• [DATA EXTRACT]:
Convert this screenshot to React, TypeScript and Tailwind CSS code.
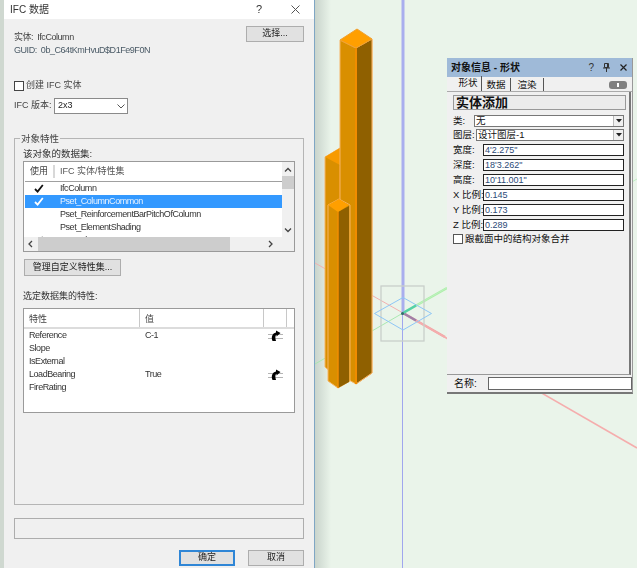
const FONT = "font-['Liberation_Sans','Noto_Sans_CJK_SC',sans-serif]";

const datasets = [
  { name: "IfcColumn", used: true },
  { name: "Pset_ColumnCommon", used: true, selected: true },
  { name: "Pset_ReinforcementBarPitchOfColumn", used: false },
  { name: "Pset_ElementShading", used: false },
  { name: "Manual", used: true },
];

const props = [
  { name: "Reference", value: "C-1", link: true },
  { name: "Slope", value: "", link: false },
  { name: "IsExternal", value: "", link: false },
  { name: "LoadBearing", value: "True", link: true },
  { name: "FireRating", value: "", link: false },
];

const Check = ({ color }: { color: string }) => (
  <svg width="10" height="9" viewBox="0 0 10 9">
    <path d="M1 5 L3.6 7.6 L8.8 1" fill="none" stroke={color} strokeWidth="1.8" />
  </svg>
);

const LinkIcon = () => (
  <svg width="15" height="11" viewBox="0 0 15 11" className="ml-[4px]">
    <path d="M0 4.5h15M0 8.5h15" stroke="#b4b4b4" strokeWidth="1" />
    <path d="M4.5 11 C2.8 7 4.5 3 8 2.4 V0.4 L12.5 3 L8.5 6.4 V4.8 C7.2 5.4 7 8 8 11 Z" fill="#000" />
  </svg>
);

const Arrow = ({ d }: { d: string }) => (
  <svg width="8" height="8" viewBox="0 0 8 8">
    <path d={d} fill="none" stroke="#444" strokeWidth="1.3" />
  </svg>
);

const Btn = ({ label, className }: { label: string; className: string }) => (
  <div className={`flex items-center justify-center bg-[#e1e1e1] border border-[#adadad] text-[9px] text-[#222] ${className}`}>
    {label}
  </div>
);

const Dialog = () => (
  <div className="flex flex-col w-[315px] h-[568px] shrink-0 bg-[#f0f0f0] border-l-[4px] border-l-[#cfd8d0] border-r border-r-[#7fa6c4] text-[9px] text-[#444] blur-[0.35px]">
    <div className="flex items-center h-[19px] bg-white pl-[6px] text-[10px] text-[#333]">
      <span>IFC 数据</span>
      <span className="ml-auto mr-[29px] text-[11px]">?</span>
      <svg width="9" height="9" viewBox="0 0 9 9" className="mr-[14px]">
        <path d="M.5.5l8 8M8.5.5l-8 8" stroke="#555" fill="none" />
      </svg>
    </div>
    <div className="flex flex-col pl-[10px] pr-[10px]">
      <div className="flex justify-between h-[60px]">
        <div className="flex flex-col pt-[13px] gap-[2px] leading-[11px] tracking-[-0.45px]">
          <span>实体:&nbsp;&nbsp;IfcColumn</span>
          <span className="text-[#4a5a66]">GUID:&nbsp;&nbsp;0b_C64tKmHvuD$D1Fe9F0N</span>
        </div>
        <Btn label="选择..." className="w-[58px] h-[16px] mt-[7px]" />
      </div>
      <div className="flex items-center h-[12px] mt-px gap-[2px]">
        <div className="w-[10px] h-[10px] border border-[#444] bg-white" />
        <span>创建 IFC 实体</span>
      </div>
      <div className="flex items-center h-[16px] mt-[6px]">
        <span className="w-[40px] whitespace-nowrap">IFC 版本:</span>
        <div className="flex items-center justify-between w-[74px] h-[16px] bg-white border border-[#8a8a8a] pl-[3px] pr-[2px] text-[#222]">
          <span>2x3</span>
          <svg width="8" height="5" viewBox="0 0 8 5"><path d="M.5.5L4 4 7.5.5" fill="none" stroke="#555" /></svg>
        </div>
      </div>
      <div className="relative h-[367px] mt-[24px] border border-[#b5b5b5] pl-[8px] pr-[8px]">
        <span className="absolute left-[5px] top-[-6px] bg-[#f0f0f0] px-px text-[9.5px] leading-[11px]">对象特性</span>
        <div className="mt-[9px] h-[12px] leading-[12px] text-[9.5px] text-[#333]">该对象的数据集:</div>
        <div className="h-[91px] mt-px border border-[#9a9a9a] bg-white flex flex-col overflow-hidden">
          <div className="flex h-[75px]">
            <div className="w-[258px] pl-px overflow-hidden">
              <div className="flex items-center h-[20px] border-b border-b-[#a0a0a0]">
                <span className="w-[30px] text-center border-r-2 border-r-[#d8d8d8] leading-[13px]">使用</span>
                <span className="pl-[5px] text-[#555]">IFC 实体/特性集</span>
              </div>
              {datasets.map((row) => (
                <div
                  key={row.name}
                  className={`flex items-center h-[13px] tracking-[-0.45px] ${row.selected ? "bg-[#3399ff] text-[#e8f2ff]" : "text-[#333]"}`}
                >
                  <span className="flex justify-center w-[30px] pr-[3px]">
                    {row.used && <Check color={row.selected ? "#ffffff" : "#111111"} />}
                  </span>
                  <span className="pl-[5px]">{row.name}</span>
                </div>
              ))}
            </div>
            <div className="flex flex-col w-[12px] bg-[#f0f0f0] items-center">
              <div className="h-[14px] pt-[4px]"><Arrow d="M1 5.5L4 2.5 7 5.5" /></div>
              <div className="w-full h-[13px] bg-[#cdcdcd]" />
              <div className="mt-auto h-[11px]"><Arrow d="M1 2.5L4 5.5 7 2.5" /></div>
            </div>
          </div>
          <div className="flex items-center h-[14px] bg-[#f0f0f0] pl-[3px] pr-[20px]">
            <Arrow d="M5 1L2 4 5 7" />
            <div className="ml-[3px] w-[192px] h-full bg-[#cdcdcd]" />
            <span className="ml-auto"><Arrow d="M3 1L6 4 3 7" /></span>
          </div>
        </div>
        <Btn label="管理自定义特性集..." className="w-[97px] h-[17px] mt-[7px] ml-px" />
        <div className="mt-[14px] h-[12px] leading-[12px] text-[#333]">选定数据集的特性:</div>
        <div className="h-[105px] mt-[6px] border border-[#9a9a9a] bg-white">
          <div className="flex items-center h-[20px] border-b-2 border-b-[#dcdcdc]">
            <span className="w-[116px] h-full pl-[5px] leading-[20px] border-r border-r-[#c8c8c8]">特性</span>
            <span className="w-[124px] h-full pl-[5px] leading-[20px] border-r border-r-[#c8c8c8]">值</span>
            <span className="w-[23px] h-full border-r border-r-[#c8c8c8]" />
          </div>
          {props.map((row) => (
            <div key={row.name} className="flex items-center h-[13px] text-[#333] tracking-[-0.45px]">
              <span className="w-[116px] pl-[5px]">{row.name}</span>
              <span className="w-[124px] pl-[5px]">{row.value}</span>
              {row.link && <LinkIcon />}
            </div>
          ))}
        </div>
      </div>
      <div className="h-[21px] mt-[13px] border border-[#adadad] bg-[#f0f0f0]" />
      <div className="flex justify-end gap-[13px] mt-[11px]">
        <Btn label="确定" className="w-[56px] h-[16px] !border-2 !border-[#2f86d6]" />
        <Btn label="取消" className="w-[56px] h-[16px]" />
      </div>
    </div>
  </div>
);

const Scene = () => (
  <svg className="absolute inset-0" width="322" height="568" viewBox="315 0 322 568">
    {/* axes */}
    <path d="M315 263L403 313" stroke="#f2b0b0" strokeWidth="1" />
    <path d="M403 313L445 337" stroke="#f0a6a6" strokeWidth="2.5" />
    <path d="M403 313L637 448" stroke="#f5adad" strokeWidth="1.6" />
    <path d="M315 364L403 313" stroke="#a8e8b0" strokeWidth="1" />
    <path d="M403 313L447 288" stroke="#aef0a8" strokeWidth="2.5" />
    <path d="M403 313L637 179" stroke="#bdf0c0" strokeWidth="1" />
    <path d="M403 0V313" stroke="#a9aeee" strokeWidth="3" />
    <path d="M402.5 313V568" stroke="#a0a6ee" strokeWidth="1" />
    {/* origin marker */}
    <rect x="381" y="286" width="43" height="55" fill="none" stroke="#c8cfca" strokeWidth="1.3" />
    <path d="M403 297.5L431.5 313.5 403 330 374.5 313.5Z" fill="none" stroke="#8ec6f6" strokeWidth="1" />
    <path d="M403 313L416 320.5" stroke="#a080a8" strokeWidth="2.5" />
    <path d="M403 313L416 305.5" stroke="#55d0a8" strokeWidth="2.5" />
    <circle cx="402.5" cy="313.5" r="1.5" fill="#2f6f6a" />
    {/* back column */}
    <path d="M325 157L340 148 355 157 355 372 340 380 325 367Z" fill="#d98f00" stroke="#f6b565" strokeWidth="1" />
    <path d="M325 157L340 148 340 165Z" fill="#f79a00" />
    <path d="M340 166V200" stroke="#f08c00" strokeWidth="1.5" />
    {/* tall column */}
    <path d="M340 40V375L356 384 372 373V39L356 48Z" fill="#d98f00" stroke="#f6b565" strokeWidth="1" />
    <path d="M356 48L372 39V373L356 384Z" fill="#8f6000" stroke="#f7b366" strokeWidth="1" />
    <path d="M340 40L357 29 372 39 356 48Z" fill="#ff9f00" stroke="#f0a030" strokeWidth="1" />
    <path d="M356 48V384" stroke="#f08c00" strokeWidth="2" />
    {/* short column */}
    <path d="M328 205L339 199 350 205V381L338 388 328 381Z" fill="#d98f00" stroke="#f6b565" strokeWidth="1" />
    <path d="M338 212L349 206V382L338 388Z" fill="#8f6000" />
    <path d="M328 205L339 199 349 205 338 212Z" fill="#ff9f00" />
    <path d="M338 212V388" stroke="#f08c00" strokeWidth="1.5" />
  </svg>
);

const InfoRow = ({ label, value }: { label: string; value: string }) => (
  <div className="flex items-center h-[12px] text-[9.5px]">
    <span className="shrink-0 w-[30px] whitespace-nowrap">{label}</span>
    <div className="flex-1 h-[12px] bg-white border border-[#222] pl-px leading-[10px] text-[9px] text-[#2b4a78]">{value}</div>
  </div>
);

const SelectRow = ({ label, value, width }: { label: string; value: string; width: string }) => (
  <div className="flex items-center h-[12px] text-[9.5px]">
    <span className="shrink-0" style={{ width }}>{label}</span>
    <div className="flex flex-1 items-center h-[12px] bg-white border border-[#777] pl-px leading-[10px]">
      <span>{value}</span>
      <span className="flex items-center justify-center ml-auto w-[10px] h-full bg-[#f0f0f0] border-l border-l-[#bbb]">
        <svg width="6" height="4" viewBox="0 0 6 4"><path d="M0 0h6L3 3.5z" fill="#222" /></svg>
      </span>
    </div>
  </div>
);

const InfoPanel = () => (
  <div className="absolute left-[132px] top-[58px] flex flex-col w-[186px] h-[336px] bg-[#f0f0f0] border-b-2 border-b-[#777] border-r border-r-[#999] text-[#111]">
    <div className="flex items-center h-[19px] bg-[#9fbad8] pl-[4px] pr-[5px] text-[10px] font-bold">
      <span>对象信息 - 形状</span>
      <span className="ml-auto mr-[9px] font-normal text-[#333]">?</span>
      <svg width="7" height="9" viewBox="0 0 7 9" className="mr-[10px]">
        <path d="M1.5.5h4v4h-4zM0 5h7M3.5 5v4M4.5 1v3.5" fill="none" stroke="#333" strokeWidth="1" />
      </svg>
      <svg width="7" height="7" viewBox="0 0 7 7">
        <path d="M.5.5l6 6M6.5.5l-6 6" fill="none" stroke="#222" strokeWidth="1.2" />
      </svg>
    </div>
    <div className="flex items-end h-[15px] pl-[8px] pr-[5px] text-[9.5px] border-b border-b-[#aaa]">
      <span className="h-[15px] w-[27px] text-center border-r border-r-[#555] leading-[14px]">形状</span>
      <span className="h-[13px] w-[29px] text-center border-r border-r-[#555] leading-[13px]">数据</span>
      <span className="h-[13px] w-[33px] text-center border-r border-r-[#555] leading-[13px]">渲染</span>
      <span className="ml-auto mb-[2px] flex items-center justify-center w-[18px] h-[8px] rounded-[3px] bg-[#808080]">
        <span className="w-[2px] h-[4px] bg-white" />
      </span>
    </div>
    <div className="flex flex-col flex-1 pl-[6px] pr-[3px] mr-px border-r-2 border-r-[#777] border-b border-b-[#999]">
      <div className="h-[15px] mt-[3px] border border-[#999] bg-[#ececec] pl-[2px] text-[13px] leading-[13px] font-bold">实体添加</div>
      <div className="flex flex-col mt-[5px] pr-[2px]">
        <SelectRow label="类:" value="无" width="21px" />
        <div className="h-[2px]" />
        <SelectRow label="图层:" value="设计图层-1" width="23px" />
      </div>
      <div className="flex flex-col gap-[3px] mt-[3px] pr-[2px]">
        <InfoRow label="宽度:" value={`4'2.275"`} />
        <InfoRow label="深度:" value={`18'3.262"`} />
        <InfoRow label="高度:" value={`10'11.001"`} />
        <InfoRow label="X 比例:" value="0.145" />
        <InfoRow label="Y 比例:" value="0.173" />
        <InfoRow label="Z 比例:" value="0.289" />
      </div>
      <div className="flex items-center gap-[2px] mt-px text-[9.5px]">
        <div className="w-[10px] h-[10px] border border-[#555] bg-white" />
        <span>跟截面中的结构对象合并</span>
      </div>
    </div>
    <div className="flex items-center h-[17px] pl-[7px] text-[10px]">
      <span className="w-[34px]">名称:</span>
      <div className="flex-1 h-[13px] bg-white border border-[#666]" />
    </div>
  </div>
);

const App = () => (
  <div className={`flex w-[637px] h-[568px] overflow-hidden ${FONT}`}>
    <Dialog />
    <div className="relative flex-1 bg-[#eaf4ea]">
      <div className="absolute left-0 top-0 w-[16px] h-full bg-gradient-to-r from-[#c9d4cc] to-[#eaf4ea]" />
      <Scene />
      <InfoPanel />
    </div>
  </div>
);

export default App;
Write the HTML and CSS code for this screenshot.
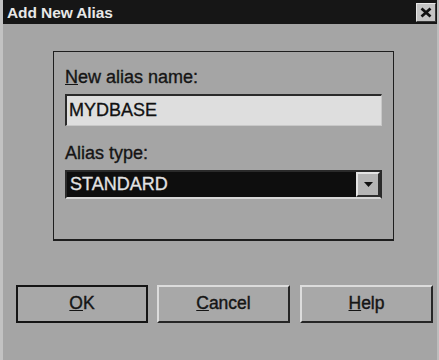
FILE: index.html
```html
<!DOCTYPE html>
<html>
<head>
<meta charset="utf-8">
<link rel="stylesheet" href="styles.css">
</head>
<body>
<div class="window">
  <div class="titlebar">
    <span class="title">Add New Alias</span>
    <span class="close">
      <svg width="12" height="11" viewBox="0 0 12 11"><path d="M1.5 1.5 L10.5 9.5 M10.5 1.5 L1.5 9.5" stroke="#111" stroke-width="2.8"/></svg>
    </span>
  </div>
  <div class="content">
    <div class="group">
      <div class="label"><u>N</u>ew alias name:</div>
      <div class="input">MYDBASE</div>
      <div class="label label2">Alias type:</div>
      <div class="combo">
        <div class="combo-text">STANDARD</div>
        <div class="combo-btn">
          <svg width="9" height="5" viewBox="0 0 9 5"><path d="M0 0 H9 L4.5 5 Z" fill="#111"/></svg>
        </div>
      </div>
    </div>
    <div class="buttons">
      <div class="btn btn-default"><span><u>O</u>K</span></div>
      <div class="btn btn-cancel"><span><u>C</u>ancel</span></div>
      <div class="btn btn-help"><span><u>H</u>elp</span></div>
    </div>
  </div>
</div>
</body>
</html>
```
FILE: styles.css
```css
html, body {
  margin: 0;
  padding: 0;
  background: #a5a5a5;
}
.window {
  width: 439px;
  height: 360px;
  background: #a5a5a5;
  font-family: "Liberation Sans", Arial, sans-serif;
  color: #151515;
  overflow: hidden;
  box-sizing: border-box;
  border-left: 3px solid #c2c2c2;
  border-right: 2px solid #bdbdbd;
}
.titlebar {
  height: 24px;
  background: #161616;
  display: flex;
  align-items: center;
  justify-content: space-between;
  padding: 0 1px 0 4px;
  box-sizing: border-box;
}
.title {
  color: #e8e8e8;
  font-weight: bold;
  font-size: 15.5px;
  letter-spacing: -0.1px;
  margin-top: 1px;
}
.close {
  width: 20px;
  height: 19px;
  background: #c4c4c4;
  box-sizing: border-box;
  border: 1px solid;
  border-color: #e6e6e6 #3a3a3a #3a3a3a #e6e6e6;
  display: flex;
  align-items: center;
  justify-content: center;
}
.content {
  padding: 27px 0 0 50px;
}
.group {
  width: 341px;
  height: 190px;
  box-sizing: border-box;
  border: 1.5px solid #1e1e1e;
  border-bottom-width: 2px;
  padding: 15px 0 0 11px;
}
.label {
  font-size: 18px;
  line-height: 20px;
  color: #151515;
  -webkit-text-stroke: 0.35px #151515;
}
.label2 {
  margin-top: 17px;
}
.input {
  margin-top: 7px;
  width: 317px;
  height: 32px;
  box-sizing: border-box;
  background: #dedede;
  border-top: 2px solid #2a2a2a;
  border-left: 2px solid #2a2a2a;
  border-right: 1px solid #c8c8c8;
  border-bottom: 1px solid #c8c8c8;
  font-size: 18px;
  line-height: 29px;
  padding-left: 2px;
  color: #111;
  -webkit-text-stroke: 0.3px #111;
}
.combo {
  margin-top: 7px;
  width: 317px;
  height: 29px;
  box-sizing: border-box;
  display: flex;
  border: 2px solid #2a2a2a;
  border-bottom: 2px solid #d6d6d6;
  background: #0e0e0e;
}
.combo-text {
  flex: 1;
  color: #e2e2e2;
  font-size: 18px;
  line-height: 25px;
  padding-left: 3px;
  -webkit-text-stroke: 0.3px #e2e2e2;
}
.combo-btn {
  width: 24px;
  background: #b5b5b5;
  box-sizing: border-box;
  border: 2px solid;
  border-color: #e4e4e4 #2e2e2e #2e2e2e #e4e4e4;
  display: flex;
  align-items: center;
  justify-content: center;
}
.buttons {
  display: flex;
  gap: 9px;
  margin: 44px 0 0 -37px;
}
.btn {
  width: 133px;
  height: 38px;
  box-sizing: border-box;
  background: #a8a8a8;
  display: flex;
  align-items: center;
  justify-content: center;
  font-size: 17.5px;
  color: #151515;
  -webkit-text-stroke: 0.4px #151515;
}
.btn span {
  margin-top: -1px;
}
.btn-default {
  width: 132px;
  border: 2px solid #151515;
}
.btn-cancel,
.btn-help {
  border: 2px solid;
  border-color: #dcdcdc #262626 #262626 #dcdcdc;
}
.btn-help {
  margin-left: 1px;
}
```
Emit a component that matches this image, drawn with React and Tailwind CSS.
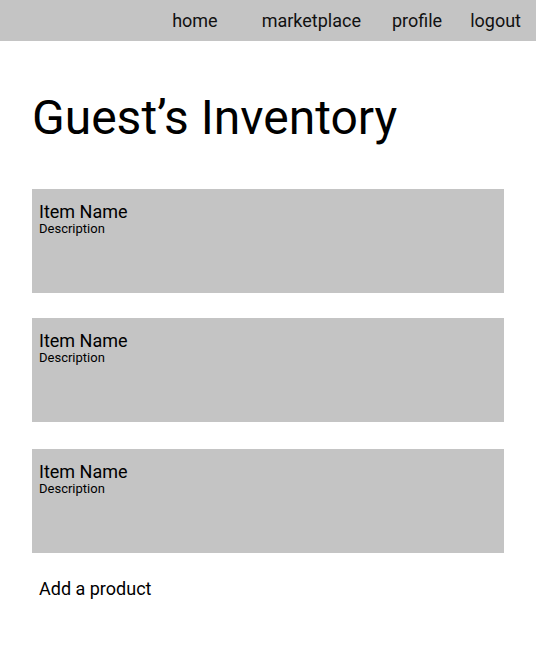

• [INSTRUCTIONS FOR THE TASK]:
Tally the lines above containing "Tailwind". Answer with the count only.

• [SOLUTION FOR THIS PROBLEM]:
2